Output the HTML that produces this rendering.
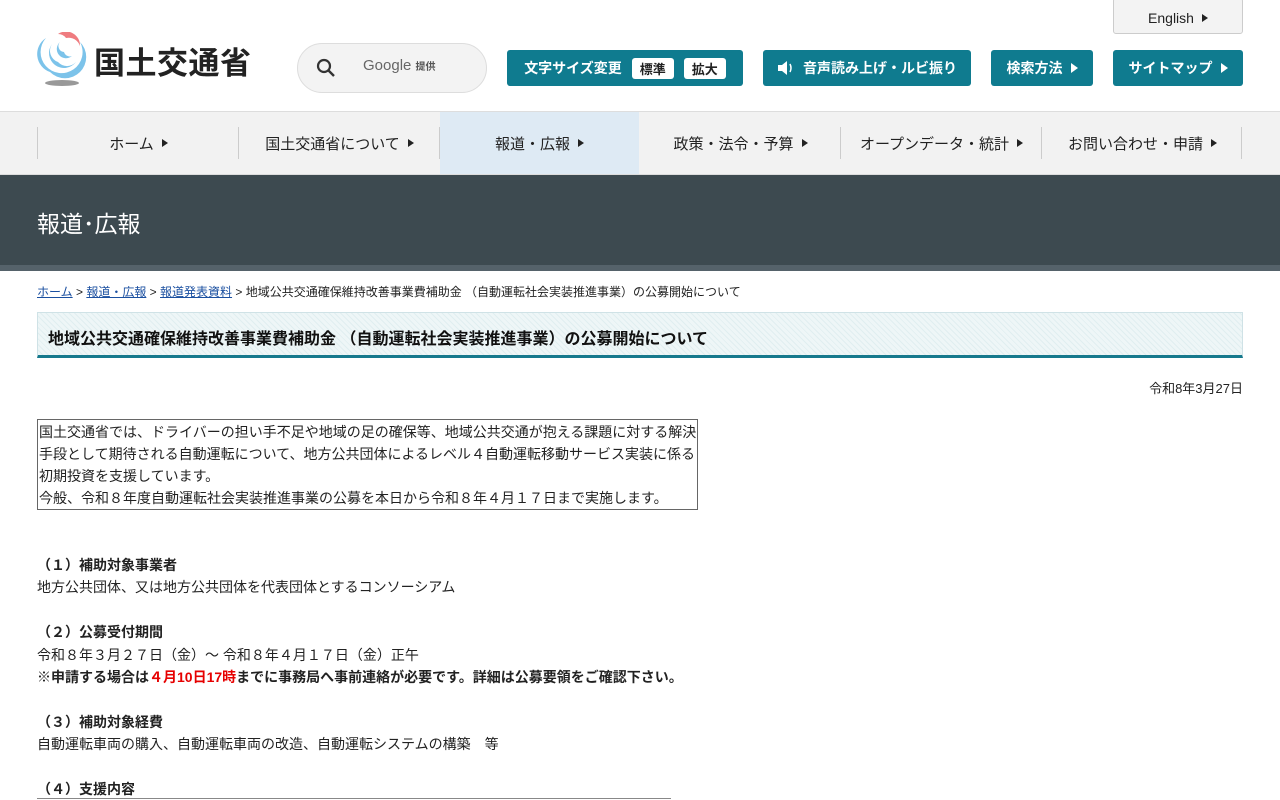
<!DOCTYPE html>
<html><head><meta charset="utf-8"><style>
*{margin:0;padding:0;box-sizing:border-box}
body{width:1280px;height:800px;overflow:hidden;background:#fff;font-family:"Liberation Sans","Noto Sans CJK JP",sans-serif;color:#222;font-size:14px;position:relative}
.abs{position:absolute}
.btn{position:absolute;top:50px;height:36px;background:#0f7b8f;color:#fff;border-radius:3px;font-size:14px;font-weight:bold;display:flex;align-items:center;justify-content:center}
.tri{display:inline-block;width:0;height:0;border-left:7px solid currentColor;border-top:5px solid transparent;border-bottom:5px solid transparent;margin-left:8px}
.tag{background:#fff;color:#222;border-radius:3px;padding:1px 8px;margin-left:10px;font-size:13px}
.nav{position:absolute;top:111px;left:0;width:1280px;height:64px;background:#f2f2f2;border-top:1px solid #ddd;border-bottom:1px solid #ddd}
.ni{position:absolute;top:0;height:62px;width:201px;display:flex;align-items:center;justify-content:center;font-size:15px;color:#222}
.ni .tri{border-left-width:6px;border-top-width:4px;border-bottom-width:4px}
.sep{position:absolute;top:15px;width:1px;height:32px;background:#ccc}
p.t{line-height:22px}
p.u{line-height:22.4px}
</style></head><body>
<svg class="abs" style="left:36px;top:32px" width="52" height="54" viewBox="0 0 52 54">
<path d="M10 6 A21 21 0 1 0 44 10 A16 16 0 0 1 14 40 A19 19 0 0 1 10 6Z" fill="#7cc3ea"/>
<path d="M22 2 A14 14 0 0 1 44 14 A12 12 0 0 0 30 6 A10 10 0 0 0 22 2Z" fill="#ef7c80"/>
<path d="M16 12 A14 14 0 0 0 40 30 A12 12 0 0 1 22 30 A12 12 0 0 1 16 12Z" fill="#7cc3ea"/>
<path d="M24 10 A8 8 0 0 0 36 24 A6 6 0 0 1 28 20 A6 6 0 0 1 24 10Z" fill="#7cc3ea"/>
<ellipse cx="26" cy="51" rx="17" ry="3" fill="#999"/>
</svg>
<div class="abs" style="left:94px;top:38px;font-size:31px;font-weight:bold;color:#222;letter-spacing:0.5px">国土交通省</div>
<div class="abs" style="left:297px;top:43px;width:190px;height:50px;border:1px solid #ddd;border-radius:25px;background:#f3f3f3"></div>
<svg class="abs" style="left:316px;top:58px" width="20" height="20" viewBox="0 0 20 20"><circle cx="8" cy="8" r="6" fill="none" stroke="#333" stroke-width="2.2"/><path d="M12.5 12.5L18 18" stroke="#333" stroke-width="2.4"/></svg>
<div class="abs" style="left:363px;top:57px;font-size:15px;color:#666">Google <span style="font-size:10px;font-weight:bold;color:#555">提供</span></div>
<div class="abs" style="left:1113px;top:-2px;width:130px;height:36px;background:#f3f3f3;border:1px solid #ccc;border-radius:3px;display:flex;align-items:center;justify-content:center;font-size:14px;color:#222;padding-top:3px">English<span class="tri" style="border-left-width:6px;border-top-width:4px;border-bottom-width:4px"></span></div>
<div class="btn" style="left:507px;width:236px">文字サイズ変更<span class="tag">標準</span><span class="tag">拡大</span></div>
<div class="btn" style="left:763px;width:208px"><svg width="18" height="16" viewBox="0 0 18 16" style="margin-right:8px"><path d="M1 5h4l5-4v14l-5-4H1z" fill="#fff"/><path d="M13 4q2 4 0 8" stroke="#fff" fill="none" stroke-width="1.5"/></svg>音声読み上げ・ルビ振り</div>
<div class="btn" style="left:991px;width:102px">検索方法<span class="tri"></span></div>
<div class="btn" style="left:1113px;width:130px">サイトマップ<span class="tri"></span></div>
<div class="nav">
<div class="ni" style="left:38px">ホーム<span class="tri"></span></div>
<div class="ni" style="left:239px">国土交通省について<span class="tri"></span></div>
<div class="ni" style="left:440px;width:199px;background:#deeaf4">報道・広報<span class="tri"></span></div>
<div class="ni" style="left:640px">政策・法令・予算<span class="tri"></span></div>
<div class="ni" style="left:841px">オープンデータ・統計<span class="tri"></span></div>
<div class="ni" style="left:1042px">お問い合わせ・申請<span class="tri"></span></div>
<div class="sep" style="left:37px"></div><div class="sep" style="left:238px"></div><div class="sep" style="left:439px"></div><div class="sep" style="left:840px"></div><div class="sep" style="left:1041px"></div><div class="sep" style="left:1241px"></div>
</div>
<div class="abs" style="left:0;top:175px;width:1280px;height:90px;background:#3d4a50"></div>
<div class="abs" style="left:0;top:265px;width:1280px;height:6px;background:#55626a"></div>
<div class="abs" style="left:37px;top:205px;font-size:23px;color:#fff">報道･広報</div>
<div class="abs" style="left:37px;top:283px;font-size:12px;color:#222"><u style="color:#1a4fa0">ホーム</u> &gt; <u style="color:#1a4fa0">報道・広報</u> &gt; <u style="color:#1a4fa0">報道発表資料</u> &gt; 地域公共交通確保維持改善事業費補助金 （自動運転社会実装推進事業）の公募開始について</div>
<div class="abs" style="left:37px;top:312px;width:1206px;height:46px;border:1px solid #cfe2e6;border-bottom:3px solid #16798d;background:repeating-linear-gradient(45deg,#eef6f7 0 3px,#e0eef0 3px 4px);padding:12px 10px;font-size:16px;font-weight:bold;color:#111">地域公共交通確保維持改善事業費補助金 （自動運転社会実装推進事業）の公募開始について</div>
<div class="abs" style="right:37px;top:378px;font-size:13px">令和8年3月27日</div>
<div class="abs" style="left:37px;top:419px;width:661px;height:91px;border:1px solid #666;padding:1px 0 0 1px"><p class="t">国土交通省では、ドライバーの担い手不足や地域の足の確保等、地域公共交通が抱える課題に対する解決手段として期待される自動運転について、地方公共団体によるレベル４自動運転移動サービス実装に係る初期投資を支援しています。<br>今般、令和８年度自動運転社会実装推進事業の公募を本日から令和８年４月１７日まで実施します。</p></div>
<div class="abs" style="left:37px;top:554px;width:680px">
<p class="u"><b>（１）補助対象事業者</b><br>地方公共団体、又は地方公共団体を代表団体とするコンソーシアム<br><br>
<b>（２）公募受付期間</b><br>令和８年３月２７日（金）～ 令和８年４月１７日（金）正午<br><b>※申請する場合は<span style="color:#e60000">４月10日17時</span>までに事務局へ事前連絡が必要です。詳細は公募要領をご確認下さい。</b><br><br>
<b>（３）補助対象経費</b><br>自動運転車両の購入、自動運転車両の改造、自動運転システムの構築　等<br><br>
<b>（４）支援内容</b></p>
</div>
<div class="abs" style="left:37px;top:798px;width:634px;height:1px;background:#888"></div>
</body></html>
__________
## Written problem
Repeat the data exactly, excluding the pictures.

## Response to this exercise
Output the HTML that produces this rendering.
<!DOCTYPE html>
<html><head><meta charset="utf-8"><style>
*{margin:0;padding:0;box-sizing:border-box}
body{width:1280px;height:800px;overflow:hidden;background:#fff;font-family:"Liberation Sans","Noto Sans CJK JP",sans-serif;color:#222;font-size:14px;position:relative}
.abs{position:absolute}
.btn{position:absolute;top:50px;height:36px;background:#0f7b8f;color:#fff;border-radius:3px;font-size:14px;font-weight:bold;display:flex;align-items:center;justify-content:center}
.tri{display:inline-block;width:0;height:0;border-left:7px solid currentColor;border-top:5px solid transparent;border-bottom:5px solid transparent;margin-left:8px}
.tag{background:#fff;color:#222;border-radius:3px;padding:1px 8px;margin-left:10px;font-size:13px}
.nav{position:absolute;top:111px;left:0;width:1280px;height:64px;background:#f2f2f2;border-top:1px solid #ddd;border-bottom:1px solid #ddd}
.ni{position:absolute;top:0;height:62px;width:201px;display:flex;align-items:center;justify-content:center;font-size:15px;color:#222}
.ni .tri{border-left-width:6px;border-top-width:4px;border-bottom-width:4px}
.sep{position:absolute;top:15px;width:1px;height:32px;background:#ccc}
p.t{line-height:22px}
p.u{line-height:22.4px}
</style></head><body>
<svg class="abs" style="left:36px;top:32px" width="52" height="54" viewBox="0 0 52 54">
<path d="M10 6 A21 21 0 1 0 44 10 A16 16 0 0 1 14 40 A19 19 0 0 1 10 6Z" fill="#7cc3ea"/>
<path d="M22 2 A14 14 0 0 1 44 14 A12 12 0 0 0 30 6 A10 10 0 0 0 22 2Z" fill="#ef7c80"/>
<path d="M16 12 A14 14 0 0 0 40 30 A12 12 0 0 1 22 30 A12 12 0 0 1 16 12Z" fill="#7cc3ea"/>
<path d="M24 10 A8 8 0 0 0 36 24 A6 6 0 0 1 28 20 A6 6 0 0 1 24 10Z" fill="#7cc3ea"/>
<ellipse cx="26" cy="51" rx="17" ry="3" fill="#999"/>
</svg>
<div class="abs" style="left:94px;top:38px;font-size:31px;font-weight:bold;color:#222;letter-spacing:0.5px">国土交通省</div>
<div class="abs" style="left:297px;top:43px;width:190px;height:50px;border:1px solid #ddd;border-radius:25px;background:#f3f3f3"></div>
<svg class="abs" style="left:316px;top:58px" width="20" height="20" viewBox="0 0 20 20"><circle cx="8" cy="8" r="6" fill="none" stroke="#333" stroke-width="2.2"/><path d="M12.5 12.5L18 18" stroke="#333" stroke-width="2.4"/></svg>
<div class="abs" style="left:363px;top:57px;font-size:15px;color:#666">Google <span style="font-size:10px;font-weight:bold;color:#555">提供</span></div>
<div class="abs" style="left:1113px;top:-2px;width:130px;height:36px;background:#f3f3f3;border:1px solid #ccc;border-radius:3px;display:flex;align-items:center;justify-content:center;font-size:14px;color:#222;padding-top:3px">English<span class="tri" style="border-left-width:6px;border-top-width:4px;border-bottom-width:4px"></span></div>
<div class="btn" style="left:507px;width:236px">文字サイズ変更<span class="tag">標準</span><span class="tag">拡大</span></div>
<div class="btn" style="left:763px;width:208px"><svg width="18" height="16" viewBox="0 0 18 16" style="margin-right:8px"><path d="M1 5h4l5-4v14l-5-4H1z" fill="#fff"/><path d="M13 4q2 4 0 8" stroke="#fff" fill="none" stroke-width="1.5"/></svg>音声読み上げ・ルビ振り</div>
<div class="btn" style="left:991px;width:102px">検索方法<span class="tri"></span></div>
<div class="btn" style="left:1113px;width:130px">サイトマップ<span class="tri"></span></div>
<div class="nav">
<div class="ni" style="left:38px">ホーム<span class="tri"></span></div>
<div class="ni" style="left:239px">国土交通省について<span class="tri"></span></div>
<div class="ni" style="left:440px;width:199px;background:#deeaf4">報道・広報<span class="tri"></span></div>
<div class="ni" style="left:640px">政策・法令・予算<span class="tri"></span></div>
<div class="ni" style="left:841px">オープンデータ・統計<span class="tri"></span></div>
<div class="ni" style="left:1042px">お問い合わせ・申請<span class="tri"></span></div>
<div class="sep" style="left:37px"></div><div class="sep" style="left:238px"></div><div class="sep" style="left:439px"></div><div class="sep" style="left:840px"></div><div class="sep" style="left:1041px"></div><div class="sep" style="left:1241px"></div>
</div>
<div class="abs" style="left:0;top:175px;width:1280px;height:90px;background:#3d4a50"></div>
<div class="abs" style="left:0;top:265px;width:1280px;height:6px;background:#55626a"></div>
<div class="abs" style="left:37px;top:205px;font-size:23px;color:#fff">報道･広報</div>
<div class="abs" style="left:37px;top:283px;font-size:12px;color:#222"><u style="color:#1a4fa0">ホーム</u> &gt; <u style="color:#1a4fa0">報道・広報</u> &gt; <u style="color:#1a4fa0">報道発表資料</u> &gt; 地域公共交通確保維持改善事業費補助金 （自動運転社会実装推進事業）の公募開始について</div>
<div class="abs" style="left:37px;top:312px;width:1206px;height:46px;border:1px solid #cfe2e6;border-bottom:3px solid #16798d;background:repeating-linear-gradient(45deg,#eef6f7 0 3px,#e0eef0 3px 4px);padding:12px 10px;font-size:16px;font-weight:bold;color:#111">地域公共交通確保維持改善事業費補助金 （自動運転社会実装推進事業）の公募開始について</div>
<div class="abs" style="right:37px;top:378px;font-size:13px">令和8年3月27日</div>
<div class="abs" style="left:37px;top:419px;width:661px;height:91px;border:1px solid #666;padding:1px 0 0 1px"><p class="t">国土交通省では、ドライバーの担い手不足や地域の足の確保等、地域公共交通が抱える課題に対する解決手段として期待される自動運転について、地方公共団体によるレベル４自動運転移動サービス実装に係る初期投資を支援しています。<br>今般、令和８年度自動運転社会実装推進事業の公募を本日から令和８年４月１７日まで実施します。</p></div>
<div class="abs" style="left:37px;top:554px;width:680px">
<p class="u"><b>（１）補助対象事業者</b><br>地方公共団体、又は地方公共団体を代表団体とするコンソーシアム<br><br>
<b>（２）公募受付期間</b><br>令和８年３月２７日（金）～ 令和８年４月１７日（金）正午<br><b>※申請する場合は<span style="color:#e60000">４月10日17時</span>までに事務局へ事前連絡が必要です。詳細は公募要領をご確認下さい。</b><br><br>
<b>（３）補助対象経費</b><br>自動運転車両の購入、自動運転車両の改造、自動運転システムの構築　等<br><br>
<b>（４）支援内容</b></p>
</div>
<div class="abs" style="left:37px;top:798px;width:634px;height:1px;background:#888"></div>
</body></html>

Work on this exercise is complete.